** Start of Dataset section **

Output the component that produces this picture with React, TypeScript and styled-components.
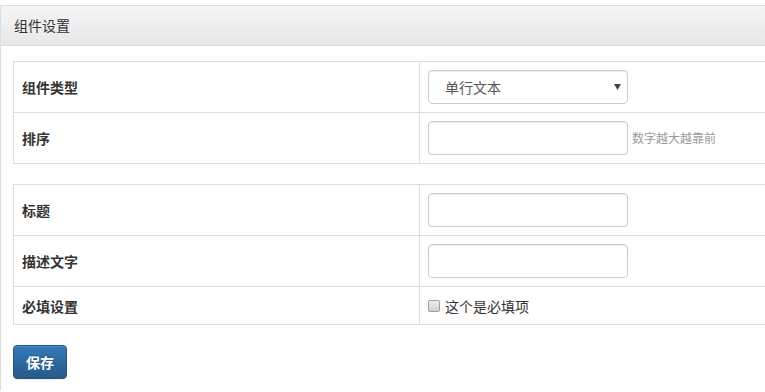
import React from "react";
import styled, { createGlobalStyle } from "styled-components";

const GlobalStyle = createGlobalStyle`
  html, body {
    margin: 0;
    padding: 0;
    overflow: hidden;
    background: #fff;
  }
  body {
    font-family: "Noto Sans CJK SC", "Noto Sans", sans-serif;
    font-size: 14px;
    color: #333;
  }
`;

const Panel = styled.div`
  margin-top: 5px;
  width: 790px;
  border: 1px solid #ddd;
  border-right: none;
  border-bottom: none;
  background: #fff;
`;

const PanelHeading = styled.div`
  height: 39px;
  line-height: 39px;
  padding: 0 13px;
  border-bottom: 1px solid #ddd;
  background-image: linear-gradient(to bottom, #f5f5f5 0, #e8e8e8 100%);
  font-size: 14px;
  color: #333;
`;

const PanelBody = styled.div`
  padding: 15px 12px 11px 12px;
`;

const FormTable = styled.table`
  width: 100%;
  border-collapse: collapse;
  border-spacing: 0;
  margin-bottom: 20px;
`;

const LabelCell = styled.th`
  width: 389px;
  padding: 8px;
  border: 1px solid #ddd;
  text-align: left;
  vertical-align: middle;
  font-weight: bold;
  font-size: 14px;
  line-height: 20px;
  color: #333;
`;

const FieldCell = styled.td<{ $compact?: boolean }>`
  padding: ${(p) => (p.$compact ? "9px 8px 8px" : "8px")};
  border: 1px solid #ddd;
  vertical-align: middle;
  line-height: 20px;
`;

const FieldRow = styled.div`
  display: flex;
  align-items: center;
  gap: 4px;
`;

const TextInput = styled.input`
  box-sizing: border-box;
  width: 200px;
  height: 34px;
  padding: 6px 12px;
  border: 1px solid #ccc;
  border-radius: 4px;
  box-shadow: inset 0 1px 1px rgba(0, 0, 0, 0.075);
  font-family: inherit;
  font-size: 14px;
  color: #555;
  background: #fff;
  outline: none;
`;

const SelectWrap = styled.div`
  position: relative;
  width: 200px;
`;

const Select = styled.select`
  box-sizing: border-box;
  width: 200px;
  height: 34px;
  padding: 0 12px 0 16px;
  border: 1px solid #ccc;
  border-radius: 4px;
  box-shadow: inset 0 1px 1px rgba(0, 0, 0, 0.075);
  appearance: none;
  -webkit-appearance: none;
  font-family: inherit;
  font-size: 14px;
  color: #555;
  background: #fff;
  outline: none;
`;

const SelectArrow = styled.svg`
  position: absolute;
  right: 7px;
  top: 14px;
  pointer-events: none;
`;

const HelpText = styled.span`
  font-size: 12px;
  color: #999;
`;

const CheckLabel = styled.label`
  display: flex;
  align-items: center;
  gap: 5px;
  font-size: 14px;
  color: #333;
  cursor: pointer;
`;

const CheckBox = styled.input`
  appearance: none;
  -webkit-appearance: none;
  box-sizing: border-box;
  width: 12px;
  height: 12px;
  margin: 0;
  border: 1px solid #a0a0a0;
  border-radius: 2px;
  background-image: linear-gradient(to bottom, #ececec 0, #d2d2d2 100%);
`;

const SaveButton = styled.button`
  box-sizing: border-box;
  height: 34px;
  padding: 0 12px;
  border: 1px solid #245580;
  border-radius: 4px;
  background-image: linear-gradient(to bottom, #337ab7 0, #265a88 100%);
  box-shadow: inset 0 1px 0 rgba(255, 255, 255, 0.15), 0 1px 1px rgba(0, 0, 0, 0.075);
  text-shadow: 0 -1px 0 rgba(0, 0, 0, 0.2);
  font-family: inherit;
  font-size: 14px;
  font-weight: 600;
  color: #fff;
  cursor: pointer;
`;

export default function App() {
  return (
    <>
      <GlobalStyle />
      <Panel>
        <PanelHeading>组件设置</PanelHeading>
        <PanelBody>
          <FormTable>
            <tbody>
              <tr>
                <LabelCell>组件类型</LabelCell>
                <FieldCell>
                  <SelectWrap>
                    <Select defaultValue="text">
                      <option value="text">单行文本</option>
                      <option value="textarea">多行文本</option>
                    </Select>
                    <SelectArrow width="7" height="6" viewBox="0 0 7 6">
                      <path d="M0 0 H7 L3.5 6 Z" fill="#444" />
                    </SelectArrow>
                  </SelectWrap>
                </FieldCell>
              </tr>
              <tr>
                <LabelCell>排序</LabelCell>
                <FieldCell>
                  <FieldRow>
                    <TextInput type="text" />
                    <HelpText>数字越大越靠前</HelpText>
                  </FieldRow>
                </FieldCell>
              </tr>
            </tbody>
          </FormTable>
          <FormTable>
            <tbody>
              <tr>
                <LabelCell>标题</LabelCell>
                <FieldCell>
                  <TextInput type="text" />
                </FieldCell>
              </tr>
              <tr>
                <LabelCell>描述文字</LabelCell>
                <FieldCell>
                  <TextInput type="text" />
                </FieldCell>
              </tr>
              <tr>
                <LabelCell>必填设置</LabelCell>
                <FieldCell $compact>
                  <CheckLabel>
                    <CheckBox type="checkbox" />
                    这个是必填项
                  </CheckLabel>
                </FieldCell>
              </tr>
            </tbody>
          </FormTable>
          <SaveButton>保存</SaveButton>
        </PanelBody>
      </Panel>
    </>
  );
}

** End of Dataset section **

**Short task**
Quote the data above in full and without alteration; skip the pictures.

**Exercise result**
Output the component that produces this picture with React, TypeScript and styled-components.
import React from "react";
import styled, { createGlobalStyle } from "styled-components";

const GlobalStyle = createGlobalStyle`
  html, body {
    margin: 0;
    padding: 0;
    overflow: hidden;
    background: #fff;
  }
  body {
    font-family: "Noto Sans CJK SC", "Noto Sans", sans-serif;
    font-size: 14px;
    color: #333;
  }
`;

const Panel = styled.div`
  margin-top: 5px;
  width: 790px;
  border: 1px solid #ddd;
  border-right: none;
  border-bottom: none;
  background: #fff;
`;

const PanelHeading = styled.div`
  height: 39px;
  line-height: 39px;
  padding: 0 13px;
  border-bottom: 1px solid #ddd;
  background-image: linear-gradient(to bottom, #f5f5f5 0, #e8e8e8 100%);
  font-size: 14px;
  color: #333;
`;

const PanelBody = styled.div`
  padding: 15px 12px 11px 12px;
`;

const FormTable = styled.table`
  width: 100%;
  border-collapse: collapse;
  border-spacing: 0;
  margin-bottom: 20px;
`;

const LabelCell = styled.th`
  width: 389px;
  padding: 8px;
  border: 1px solid #ddd;
  text-align: left;
  vertical-align: middle;
  font-weight: bold;
  font-size: 14px;
  line-height: 20px;
  color: #333;
`;

const FieldCell = styled.td<{ $compact?: boolean }>`
  padding: ${(p) => (p.$compact ? "9px 8px 8px" : "8px")};
  border: 1px solid #ddd;
  vertical-align: middle;
  line-height: 20px;
`;

const FieldRow = styled.div`
  display: flex;
  align-items: center;
  gap: 4px;
`;

const TextInput = styled.input`
  box-sizing: border-box;
  width: 200px;
  height: 34px;
  padding: 6px 12px;
  border: 1px solid #ccc;
  border-radius: 4px;
  box-shadow: inset 0 1px 1px rgba(0, 0, 0, 0.075);
  font-family: inherit;
  font-size: 14px;
  color: #555;
  background: #fff;
  outline: none;
`;

const SelectWrap = styled.div`
  position: relative;
  width: 200px;
`;

const Select = styled.select`
  box-sizing: border-box;
  width: 200px;
  height: 34px;
  padding: 0 12px 0 16px;
  border: 1px solid #ccc;
  border-radius: 4px;
  box-shadow: inset 0 1px 1px rgba(0, 0, 0, 0.075);
  appearance: none;
  -webkit-appearance: none;
  font-family: inherit;
  font-size: 14px;
  color: #555;
  background: #fff;
  outline: none;
`;

const SelectArrow = styled.svg`
  position: absolute;
  right: 7px;
  top: 14px;
  pointer-events: none;
`;

const HelpText = styled.span`
  font-size: 12px;
  color: #999;
`;

const CheckLabel = styled.label`
  display: flex;
  align-items: center;
  gap: 5px;
  font-size: 14px;
  color: #333;
  cursor: pointer;
`;

const CheckBox = styled.input`
  appearance: none;
  -webkit-appearance: none;
  box-sizing: border-box;
  width: 12px;
  height: 12px;
  margin: 0;
  border: 1px solid #a0a0a0;
  border-radius: 2px;
  background-image: linear-gradient(to bottom, #ececec 0, #d2d2d2 100%);
`;

const SaveButton = styled.button`
  box-sizing: border-box;
  height: 34px;
  padding: 0 12px;
  border: 1px solid #245580;
  border-radius: 4px;
  background-image: linear-gradient(to bottom, #337ab7 0, #265a88 100%);
  box-shadow: inset 0 1px 0 rgba(255, 255, 255, 0.15), 0 1px 1px rgba(0, 0, 0, 0.075);
  text-shadow: 0 -1px 0 rgba(0, 0, 0, 0.2);
  font-family: inherit;
  font-size: 14px;
  font-weight: 600;
  color: #fff;
  cursor: pointer;
`;

export default function App() {
  return (
    <>
      <GlobalStyle />
      <Panel>
        <PanelHeading>组件设置</PanelHeading>
        <PanelBody>
          <FormTable>
            <tbody>
              <tr>
                <LabelCell>组件类型</LabelCell>
                <FieldCell>
                  <SelectWrap>
                    <Select defaultValue="text">
                      <option value="text">单行文本</option>
                      <option value="textarea">多行文本</option>
                    </Select>
                    <SelectArrow width="7" height="6" viewBox="0 0 7 6">
                      <path d="M0 0 H7 L3.5 6 Z" fill="#444" />
                    </SelectArrow>
                  </SelectWrap>
                </FieldCell>
              </tr>
              <tr>
                <LabelCell>排序</LabelCell>
                <FieldCell>
                  <FieldRow>
                    <TextInput type="text" />
                    <HelpText>数字越大越靠前</HelpText>
                  </FieldRow>
                </FieldCell>
              </tr>
            </tbody>
          </FormTable>
          <FormTable>
            <tbody>
              <tr>
                <LabelCell>标题</LabelCell>
                <FieldCell>
                  <TextInput type="text" />
                </FieldCell>
              </tr>
              <tr>
                <LabelCell>描述文字</LabelCell>
                <FieldCell>
                  <TextInput type="text" />
                </FieldCell>
              </tr>
              <tr>
                <LabelCell>必填设置</LabelCell>
                <FieldCell $compact>
                  <CheckLabel>
                    <CheckBox type="checkbox" />
                    这个是必填项
                  </CheckLabel>
                </FieldCell>
              </tr>
            </tbody>
          </FormTable>
          <SaveButton>保存</SaveButton>
        </PanelBody>
      </Panel>
    </>
  );
}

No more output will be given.